══ Records for the task ══

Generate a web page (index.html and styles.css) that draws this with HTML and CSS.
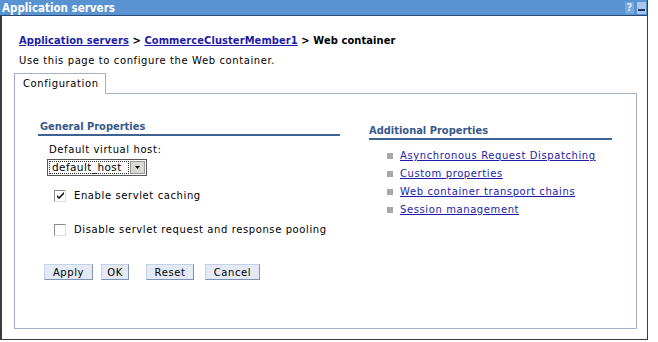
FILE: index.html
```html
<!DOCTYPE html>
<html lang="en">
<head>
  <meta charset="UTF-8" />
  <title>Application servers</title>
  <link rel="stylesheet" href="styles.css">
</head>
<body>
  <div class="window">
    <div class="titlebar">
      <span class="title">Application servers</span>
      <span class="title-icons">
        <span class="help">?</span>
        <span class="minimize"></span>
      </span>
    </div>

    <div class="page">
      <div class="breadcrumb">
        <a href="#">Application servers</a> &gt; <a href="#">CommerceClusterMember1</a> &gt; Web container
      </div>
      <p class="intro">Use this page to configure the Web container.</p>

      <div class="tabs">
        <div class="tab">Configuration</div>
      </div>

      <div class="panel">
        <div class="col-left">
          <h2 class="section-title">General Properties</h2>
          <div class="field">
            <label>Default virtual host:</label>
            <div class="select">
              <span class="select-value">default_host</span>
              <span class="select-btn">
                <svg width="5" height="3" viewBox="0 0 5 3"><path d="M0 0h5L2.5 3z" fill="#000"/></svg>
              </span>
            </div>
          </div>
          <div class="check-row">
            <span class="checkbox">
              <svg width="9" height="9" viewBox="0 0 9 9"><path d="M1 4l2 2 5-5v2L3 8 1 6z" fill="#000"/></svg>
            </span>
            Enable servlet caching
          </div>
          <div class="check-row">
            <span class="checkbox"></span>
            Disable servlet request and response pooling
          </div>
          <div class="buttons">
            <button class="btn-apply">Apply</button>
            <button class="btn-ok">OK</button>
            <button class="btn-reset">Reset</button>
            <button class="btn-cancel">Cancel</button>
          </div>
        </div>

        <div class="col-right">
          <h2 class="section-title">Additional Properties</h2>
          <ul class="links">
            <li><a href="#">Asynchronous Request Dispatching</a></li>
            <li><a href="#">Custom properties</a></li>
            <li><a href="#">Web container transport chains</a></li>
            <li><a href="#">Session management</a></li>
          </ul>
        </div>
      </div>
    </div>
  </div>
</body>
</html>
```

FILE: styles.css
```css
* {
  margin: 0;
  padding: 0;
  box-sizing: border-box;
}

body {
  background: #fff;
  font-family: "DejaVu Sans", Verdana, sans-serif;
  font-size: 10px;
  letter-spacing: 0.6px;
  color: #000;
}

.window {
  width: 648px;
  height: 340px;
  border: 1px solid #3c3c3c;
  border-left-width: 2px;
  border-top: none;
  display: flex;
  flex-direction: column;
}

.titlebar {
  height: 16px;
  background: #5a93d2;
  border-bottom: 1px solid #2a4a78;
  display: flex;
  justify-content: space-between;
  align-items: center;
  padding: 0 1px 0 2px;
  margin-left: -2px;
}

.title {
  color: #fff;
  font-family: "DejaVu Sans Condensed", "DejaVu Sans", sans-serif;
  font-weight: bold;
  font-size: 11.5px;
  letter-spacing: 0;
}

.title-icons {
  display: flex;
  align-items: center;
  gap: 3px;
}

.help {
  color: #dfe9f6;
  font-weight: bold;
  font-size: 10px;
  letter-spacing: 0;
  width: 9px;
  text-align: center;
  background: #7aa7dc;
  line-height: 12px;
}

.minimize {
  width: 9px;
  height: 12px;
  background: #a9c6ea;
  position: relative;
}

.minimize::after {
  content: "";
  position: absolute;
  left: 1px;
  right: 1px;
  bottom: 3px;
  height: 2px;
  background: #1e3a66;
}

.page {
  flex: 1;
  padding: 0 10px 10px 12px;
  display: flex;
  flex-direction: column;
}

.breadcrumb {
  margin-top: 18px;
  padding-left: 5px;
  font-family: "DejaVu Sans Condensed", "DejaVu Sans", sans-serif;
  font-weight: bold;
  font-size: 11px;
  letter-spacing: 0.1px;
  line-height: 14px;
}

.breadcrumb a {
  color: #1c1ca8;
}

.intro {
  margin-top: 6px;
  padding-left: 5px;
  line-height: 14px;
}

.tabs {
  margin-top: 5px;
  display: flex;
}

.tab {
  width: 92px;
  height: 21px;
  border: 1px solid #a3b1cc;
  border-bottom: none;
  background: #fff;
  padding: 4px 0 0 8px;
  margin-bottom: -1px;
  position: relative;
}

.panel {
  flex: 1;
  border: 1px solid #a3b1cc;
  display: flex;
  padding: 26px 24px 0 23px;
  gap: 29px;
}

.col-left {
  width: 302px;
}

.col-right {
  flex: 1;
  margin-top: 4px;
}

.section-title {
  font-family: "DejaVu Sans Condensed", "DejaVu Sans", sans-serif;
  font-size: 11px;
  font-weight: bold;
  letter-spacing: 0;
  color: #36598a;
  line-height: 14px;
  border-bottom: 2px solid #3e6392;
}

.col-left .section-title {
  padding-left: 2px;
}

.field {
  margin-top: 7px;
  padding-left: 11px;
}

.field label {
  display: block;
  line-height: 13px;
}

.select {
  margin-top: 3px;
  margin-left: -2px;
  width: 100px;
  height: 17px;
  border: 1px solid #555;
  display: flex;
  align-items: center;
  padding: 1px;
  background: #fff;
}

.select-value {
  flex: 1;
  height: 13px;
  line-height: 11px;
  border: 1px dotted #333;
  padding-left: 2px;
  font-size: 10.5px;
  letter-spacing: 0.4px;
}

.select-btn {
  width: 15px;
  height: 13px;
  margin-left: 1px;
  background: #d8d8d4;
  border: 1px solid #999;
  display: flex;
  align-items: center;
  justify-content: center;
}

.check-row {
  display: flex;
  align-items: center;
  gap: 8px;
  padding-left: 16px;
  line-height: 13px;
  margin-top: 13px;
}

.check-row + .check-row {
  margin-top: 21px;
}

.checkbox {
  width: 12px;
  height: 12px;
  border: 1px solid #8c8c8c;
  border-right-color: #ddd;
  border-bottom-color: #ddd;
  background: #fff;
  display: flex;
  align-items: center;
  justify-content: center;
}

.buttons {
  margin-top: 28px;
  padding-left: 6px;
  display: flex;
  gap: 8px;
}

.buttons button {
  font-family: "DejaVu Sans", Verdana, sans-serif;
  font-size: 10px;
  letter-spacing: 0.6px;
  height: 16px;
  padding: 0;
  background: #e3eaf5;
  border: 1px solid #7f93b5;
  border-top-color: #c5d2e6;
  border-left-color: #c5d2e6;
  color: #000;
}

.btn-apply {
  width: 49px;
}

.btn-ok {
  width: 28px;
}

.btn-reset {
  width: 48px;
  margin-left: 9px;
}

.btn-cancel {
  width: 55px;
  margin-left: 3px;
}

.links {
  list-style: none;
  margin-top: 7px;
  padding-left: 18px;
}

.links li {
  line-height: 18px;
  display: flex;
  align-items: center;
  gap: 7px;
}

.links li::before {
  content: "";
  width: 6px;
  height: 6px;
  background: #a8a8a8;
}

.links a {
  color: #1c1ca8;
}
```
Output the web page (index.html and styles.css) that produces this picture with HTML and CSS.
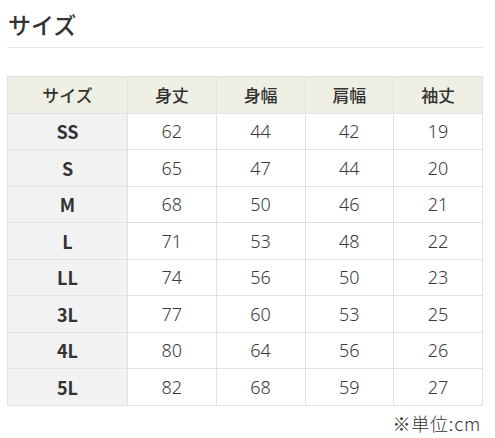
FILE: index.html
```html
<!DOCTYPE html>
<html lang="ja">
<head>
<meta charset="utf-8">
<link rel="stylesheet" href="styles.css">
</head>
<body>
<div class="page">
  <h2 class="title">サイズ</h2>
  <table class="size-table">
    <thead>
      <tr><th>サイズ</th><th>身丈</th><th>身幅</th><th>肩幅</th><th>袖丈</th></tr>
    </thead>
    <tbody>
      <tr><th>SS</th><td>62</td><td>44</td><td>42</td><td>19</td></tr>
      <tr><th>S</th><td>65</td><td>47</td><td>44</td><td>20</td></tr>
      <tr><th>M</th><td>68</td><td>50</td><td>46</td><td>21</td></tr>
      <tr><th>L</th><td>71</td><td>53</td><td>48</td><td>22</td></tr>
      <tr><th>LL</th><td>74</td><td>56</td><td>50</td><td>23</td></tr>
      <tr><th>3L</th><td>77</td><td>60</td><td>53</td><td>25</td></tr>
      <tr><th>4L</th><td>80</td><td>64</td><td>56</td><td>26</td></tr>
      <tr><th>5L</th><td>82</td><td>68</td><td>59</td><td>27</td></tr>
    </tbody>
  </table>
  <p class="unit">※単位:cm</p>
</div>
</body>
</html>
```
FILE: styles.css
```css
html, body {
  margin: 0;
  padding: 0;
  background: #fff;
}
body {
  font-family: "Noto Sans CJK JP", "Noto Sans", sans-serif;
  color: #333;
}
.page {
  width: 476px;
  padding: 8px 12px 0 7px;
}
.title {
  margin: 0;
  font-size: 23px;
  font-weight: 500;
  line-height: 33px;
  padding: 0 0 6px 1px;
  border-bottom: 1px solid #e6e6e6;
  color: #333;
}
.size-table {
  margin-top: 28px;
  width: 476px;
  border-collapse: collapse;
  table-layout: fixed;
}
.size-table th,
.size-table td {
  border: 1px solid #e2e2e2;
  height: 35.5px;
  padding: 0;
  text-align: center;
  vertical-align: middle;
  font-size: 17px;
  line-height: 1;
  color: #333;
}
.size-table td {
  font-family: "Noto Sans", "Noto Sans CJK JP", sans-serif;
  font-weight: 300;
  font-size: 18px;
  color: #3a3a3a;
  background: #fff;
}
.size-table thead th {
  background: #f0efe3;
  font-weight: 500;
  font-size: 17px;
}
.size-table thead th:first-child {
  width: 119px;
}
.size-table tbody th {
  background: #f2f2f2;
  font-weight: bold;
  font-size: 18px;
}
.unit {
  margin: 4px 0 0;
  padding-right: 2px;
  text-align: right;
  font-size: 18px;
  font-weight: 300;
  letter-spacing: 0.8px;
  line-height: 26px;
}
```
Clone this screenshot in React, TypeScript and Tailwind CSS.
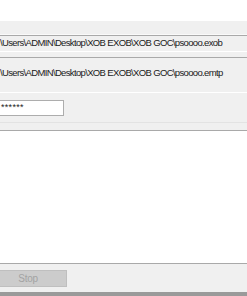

═══

Problem requirements =>
Copy each line of the entries that includes the word "with".

The answer =>
Generate a web page (index.html and styles.css) that draws this with HTML and CSS.
Output the web page (index.html and styles.css) that produces this picture with HTML and CSS.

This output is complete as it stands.